As Krajewski noted, a Carmelite Convent was opened at the so-called theater-building outside the camp’s fence in 1984. It was repurposed as an educational center during Auschwitz’s 60th memorial ceremony.

A large cross used by Pope John Paul II during a 1979 mass held in Auschwitz, then in Communist-controlled Poland, was raised in 1989 when Poland regained its democracy; it still stands at the garden of the former nunnery, covered from public view by a screen.

Catholic priest Maximilian Kolbe, who was among the inmates in Auschwitz, gave his life to save another inmate, a fellow Pole. Christian theology does grapple with the larger lessons of the Holocaust, and the memory of non-Jewish victims is also precious. Conflicts begin when a site of memory is weighed under a cross, or a Red banner, in ways that cripple its total meaning.

THE SAME year Polish democracy was reborn, Israeli youth delegations to Poland began coming in.

Over the years, these educational trips came under some criticism. Some question their impact on still-malleable youngsters about to enlist into a modern military. Others worry if enough outreach is done to get the Israeli kids to meet Polish peers.

In 2003, this new Polish-Israeli relationship got a powerful image to go with it. An IAF squadron under the command of Maj.-Gen. Amir Eshel was photographed above Auschwitz. To see a painted Star of David on a jet above a site designed to erase all Jews off the face of the Earth was deeply moving. It was also a typical case of Israeli bravado nearly causing a diplomatic scandal.

The Polish air force was meant to fly with the Israeli pilots in a joint formation, but Eshel decided to change that plan. That photograph was sent to the ruling elite of the Jewish state with the following words: “We can rely only on ourselves.”

At times, I asked myself if this effort to hammer a positive national emotion out of a death camp is beneficial. Recent films like Asaf Saban’s Delegation, which I saw at the Polin Museum, or The Property by Dana Modan, showed me that I am not alone in appreciating the real, vivid, and profound relationship between Jewish and Polish cultures. Nor am I alone in hoping we may, at times, relay on others in this complex and unexpected world.

Then October 7 happened, the war in the Gaza Strip began, and the streets of my Warsaw neighborhood became littered with hateful slogans against the IDF and against Israel.

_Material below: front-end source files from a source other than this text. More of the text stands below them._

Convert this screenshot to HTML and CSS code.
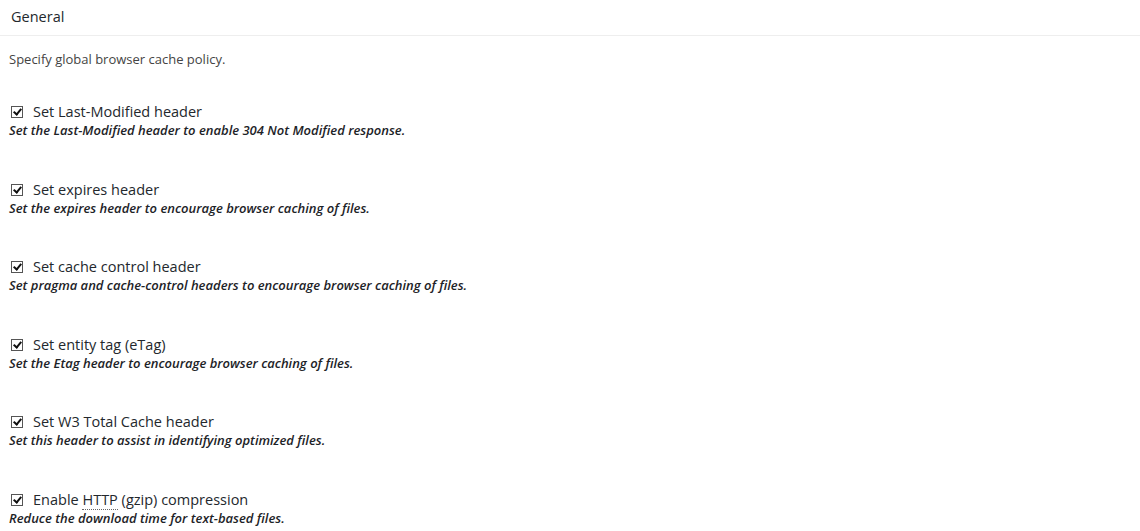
FILE: index.html
```html
<!DOCTYPE html>
<html lang="en">
<head>
  <meta charset="UTF-8" />
  <title>Browser Cache - General</title>
  <link rel="stylesheet" href="styles.css">
</head>
<body>
  <h3 class="box-title">General</h3>

  <div class="box-inside">
    <p class="intro">Specify global browser cache policy.</p>

    <div class="option">
      <label><span class="check"></span>Set Last-Modified header</label>
      <p class="description">Set the Last-Modified header to enable 304 Not Modified response.</p>
    </div>

    <div class="option">
      <label><span class="check"></span>Set expires header</label>
      <p class="description">Set the expires header to encourage browser caching of files.</p>
    </div>

    <div class="option">
      <label><span class="check"></span>Set cache control header</label>
      <p class="description">Set pragma and cache-control headers to encourage browser caching of files.</p>
    </div>

    <div class="option">
      <label><span class="check"></span>Set entity tag (eTag)</label>
      <p class="description">Set the Etag header to encourage browser caching of files.</p>
    </div>

    <div class="option">
      <label><span class="check"></span>Set W3 Total Cache header</label>
      <p class="description">Set this header to assist in identifying optimized files.</p>
    </div>

    <div class="option">
      <label><span class="check"></span>Enable <abbr title="Hypertext Transfer Protocol">HTTP</abbr> (gzip) compression</label>
      <p class="description">Reduce the download time for text-based files.</p>
    </div>
  </div>
</body>
</html>
```

FILE: styles.css
```css
body {
  margin: 0;
  font-family: "Open Sans", sans-serif;
  font-size: 13px;
  color: #444;
  background: #fff;
}

.box-title {
  margin: 0;
  padding: 7px 11px 9px;
  font-size: 14.5px;
  font-weight: normal;
  line-height: 19px;
  color: #23282d;
  border-bottom: 1px solid #eee;
}

.box-inside {
  padding: 0 9px;
}

.intro {
  margin: 13px 0 0;
  font-size: 13px;
  line-height: 20px;
}

.option {
  margin-top: 33px;
}

.option + .option {
  margin-top: 40.6px;
}

.option label {
  display: block;
  font-size: 14.5px;
  line-height: 20px;
  color: #23282d;
}

.check {
  position: relative;
  display: inline-block;
  vertical-align: -1px;
  width: 10px;
  height: 10px;
  margin: 0 10px 0 2px;
  border: 1px solid #555;
  background: #fff;
}

.check::after {
  content: "";
  position: absolute;
  left: 3px;
  top: 0px;
  width: 3px;
  height: 6px;
  border: solid #111;
  border-width: 0 2px 2px 0;
  transform: rotate(40deg);
}

abbr {
  text-decoration: none;
  border-bottom: 1px dotted #666;
}

.description {
  margin: -1px 0 0;
  font-size: 13px;
  font-style: italic;
  font-weight: 600;
  line-height: 18px;
  color: #1d2327;
}
```
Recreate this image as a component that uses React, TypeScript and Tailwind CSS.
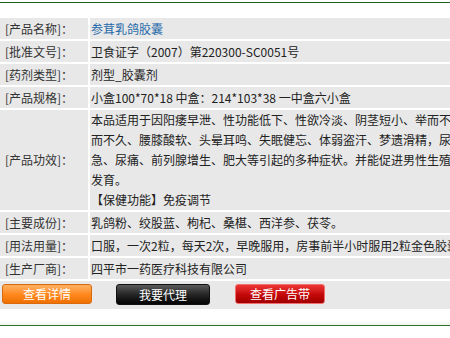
import type { ReactNode } from 'react'

const rows: { label: string; value: ReactNode; tall?: boolean }[] = [
  { label: '[产品名称]：', value: <span className="text-[#2468a8]">参茸乳鸽胶囊</span> },
  { label: '[批准文号]：', value: '卫食证字（2007）第220300-SC0051号' },
  { label: '[药剂类型]：', value: '剂型_胶囊剂' },
  { label: '[产品规格]：', value: '小盒100*70*18 中盒：214*103*38 一中盒六小盒' },
  {
    label: '[产品功效]：',
    tall: true,
    value: (
      <>
        <div>本品适用于因阳痿早泄、性功能低下、性欲冷淡、阴茎短小、举而不坚、坚</div>
        <div>而不久、腰膝酸软、头晕耳鸣、失眠健忘、体弱盗汗、梦遗滑精，尿频、尿</div>
        <div>急、尿痛、前列腺增生、肥大等引起的多种症状。并能促进男性生殖器官</div>
        <div>发育。</div>
        <div>【保健功能】免疫调节</div>
      </>
    ),
  },
  { label: '[主要成份]：', value: '乳鸽粉、绞股蓝、枸杞、桑椹、西洋参、茯苓。' },
  { label: '[用法用量]：', value: '口服，一次2粒，每天2次，早晚服用，房事前半小时服用2粒金色胶囊效果更佳' },
  { label: '[生产厂商]：', value: '四平市一药医疗科技有限公司' },
]

export default function App() {
  return (
    <div className="w-[450px] h-[338px] overflow-hidden bg-white text-[12px] text-[#222] font-['Noto_Sans_CJK_SC',sans-serif]">
      <div className="mt-[2px] h-px bg-[#1f5f22]" />
      <div className="h-[15px]" />
      <div className="w-[560px] flex flex-col gap-[2px]">
        {rows.map(r => (
          <div key={r.label} className="flex gap-[2px]">
            <div className={`w-[88px] shrink-0 bg-[#e8e8e8] pl-[5px] flex items-center text-[#333] ${r.tall ? 'h-[100px]' : 'h-[21px]'}`}>
              {r.label}
            </div>
            <div className={`flex-1 bg-[#e8e8e8] pl-[1px] whitespace-nowrap ${r.tall ? 'h-[100px] leading-[20px]' : 'h-[21px] flex items-center'}`}>
              {r.value}
            </div>
          </div>
        ))}
        <div className="h-[28px] bg-[#e8e8e8] flex items-start pt-[3px]">
          <button className="ml-[2px] w-[90px] h-[20px] rounded-[3px] border border-[#d96a0c] bg-linear-to-b from-[#ffb060] via-[#ff8a1e] to-[#f07000] text-white text-[12px] leading-none">
            查看详情
          </button>
          <button className="ml-[24px] w-[94px] h-[21px] rounded-[3px] border border-[#111] bg-linear-to-b from-[#5c5c5c] via-[#262626] to-[#050505] text-white text-[12px] leading-none">
            我要代理
          </button>
          <button className="ml-[25px] w-[90px] h-[20px] rounded-[3px] border border-[#f07070] bg-linear-to-b from-[#ec3434] via-[#c80a0a] to-[#a00000] text-white text-[12px] leading-none">
            查看广告带
          </button>
        </div>
      </div>
      <div className="h-[11px]" />
      <div className="h-[5px] bg-linear-to-b from-white to-[#eef6ea]" />
      <div className="h-px bg-[#2f6f2f]" />
    </div>
  )
}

When requested, city authorities were quick to respond and remove such graffiti. Yet when one was removed, another was sprayed. Nobody in the street thought of expressing outrage against Hamas; anger was reserved to those who fight terrorists.

Today, as I walk the streets, I wear an IDF watch I recently bought in Tel Aviv.

It may not be a fighter jet, but the Hebrew letters on it replacing the numbers are with me.

Its green dial and signature of sword – and olive branch – also accompany me here, in Auschwitz.